The payoff was emotionally difficult: In a matter of seconds, Daryl must have realized what Merle had done, that he had finally become the older brother that Daryl wanted him to be, and then he had to turn around and kill his zombiefied brother. Norman Reedus was amazing in that sequence. Daryl had lost not the man that Merle had become, but the man that Merle was before the zombie outbreak. It was a gut-wrenching scene, and honestly, it sucks to lose Michael Rooker from The Walking Dead, but at least he went out in an episode worthy of his talents.
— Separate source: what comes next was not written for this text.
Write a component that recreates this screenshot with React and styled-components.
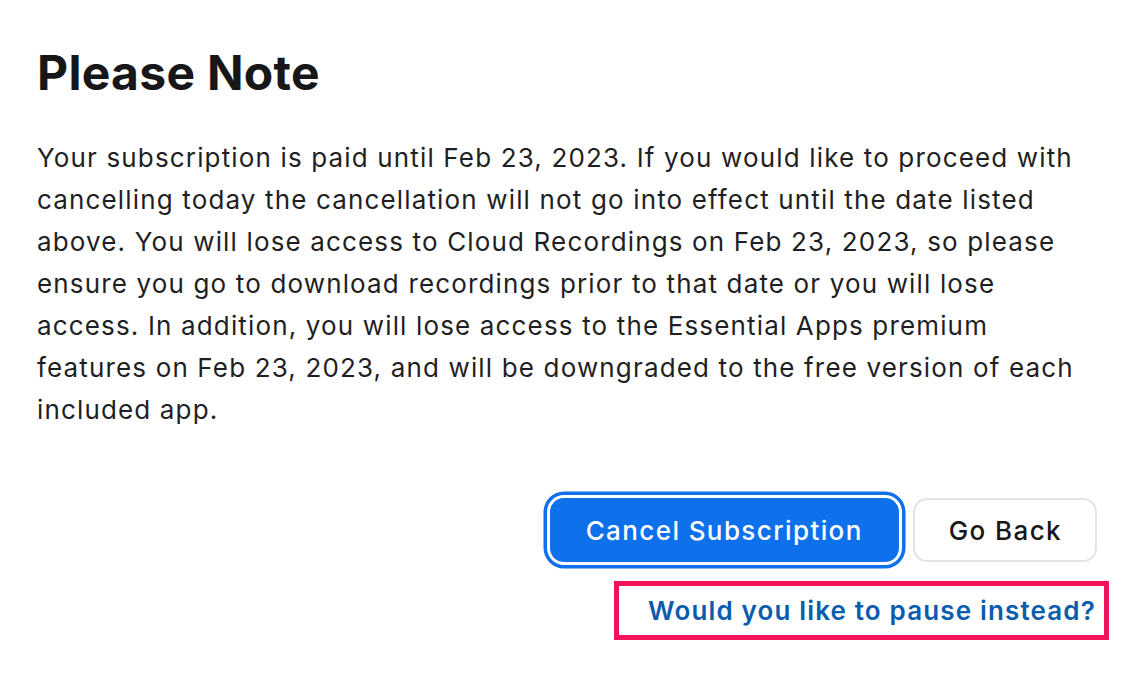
import React from "react";
import styled, { createGlobalStyle } from "styled-components";

const Global = createGlobalStyle`
  html, body { margin: 0; padding: 0; background: #ffffff; }
  body { font-family: Inter, "Noto Sans", "Liberation Sans", sans-serif; color: #1f1f23; }
`;

const Page = styled.div`
  width: 1132px;
  height: 674px;
  box-sizing: border-box;
  padding: 44px 35px 0 37px;
  display: flex;
  flex-direction: column;
`;

const Title = styled.h1`
  margin: 0;
  font-size: 48px;
  line-height: 58px;
  font-weight: 700;
  letter-spacing: 0.3px;
  color: #17171a;
`;

const Body = styled.p`
  margin: 35px 0 0;
  font-size: 26px;
  line-height: 42px;
  font-weight: 400;
  letter-spacing: 1.15px;
  color: #1f1f23;
`;

const Actions = styled.div`
  margin-top: 67px;
  display: flex;
  flex-direction: column;
  align-items: flex-end;
`;

const ButtonRow = styled.div`
  display: flex;
  gap: 14px;
  align-items: center;
`;

const Button = styled.button`
  height: 64px;
  box-sizing: border-box;
  border-radius: 14px;
  font-family: inherit;
  font-size: 26px;
  font-weight: 500;
  letter-spacing: 1.4px;
  padding: ${(p) => (p.$primary ? "0 36px 0 36px" : "0 33px 0 34px")};
  cursor: pointer;
  border: ${(p) => (p.$primary ? "none" : "2px solid #e3e3e6")};
  background: ${(p) => (p.$primary ? "#0e71eb" : "#ffffff")};
  color: ${(p) => (p.$primary ? "#ffffff" : "#17171a")};
  box-shadow: ${(p) =>
    p.$primary ? "0 0 0 3px #ffffff, 0 0 0 6.5px #0e71eb" : "none"};
`;

const Highlight = styled.div`
  margin-top: 19px;
  margin-right: -12px;
  border: 5px solid #f2125a;
  padding: 9px 8px 9px 29px;
`;

const PauseLink = styled.a`
  font-size: 26px;
  line-height: 31px;
  font-weight: 600;
  letter-spacing: 1.15px;
  color: #0b5cad;
  text-decoration: none;
  display: block;
`;

export default function App() {
  return (
    <>
      <Global />
      <Page>
        <Title>Please Note</Title>
        <Body>
          Your subscription is paid until Feb 23, 2023. If you would like to
          proceed with cancelling today the cancellation will not go into
          effect until the date listed above. You will lose access to Cloud
          Recordings on Feb 23, 2023, so please ensure you go to download
          recordings prior to that date or you will lose access. In addition,
          you will lose access to the Essential Apps premium features on Feb
          23, 2023, and will be downgraded to the free version of each
          included app.
        </Body>
        <Actions>
          <ButtonRow>
            <Button $primary>Cancel Subscription</Button>
            <Button>Go Back</Button>
          </ButtonRow>
          <Highlight>
            <PauseLink href="#">Would you like to pause instead?</PauseLink>
          </Highlight>
        </Actions>
      </Page>
    </>
  );
}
There were two other developments in last night’s episode worth nothing, as well. After nearly losing Michonne to the Governor — and coming to an epiphany after seeing Ghost Lori — Rick finally relinquished control of the group in one of the better speeches of the series — “It’s not my call. We are the greater good.” It’s no longer a Ricktocracy. He realized that, if they’re going to be a true family, everyone would need an equal voice. Now it’s just a matter of bringing Michonne into that family, regaining her trust.

Finally, after getting Hershel’s blessing, Glenn asked Maggie to marry him, and she said yes. This is what the best episodes of television do — what Friday Night Lights was so good at: Never letting a great moment sing for too long.They blend the emotional highs (Maggie and Glenn’s engagement) with the emotional lows (the death of Merle) and send us into commercial breaks with conflicted, bittersweet FEELS. Unfortunately, most of us have seen enough of these kind of dramas over the past few years to know that marriage proposals are a show’s way of creating a stronger sense of emotional attachment before they yank another character away from us. No offense, but if one of those two dies next week, I hope it’s Glenn. If Maggie dies, we riot.

In sum, last night featured a great episode of what is now a great television series.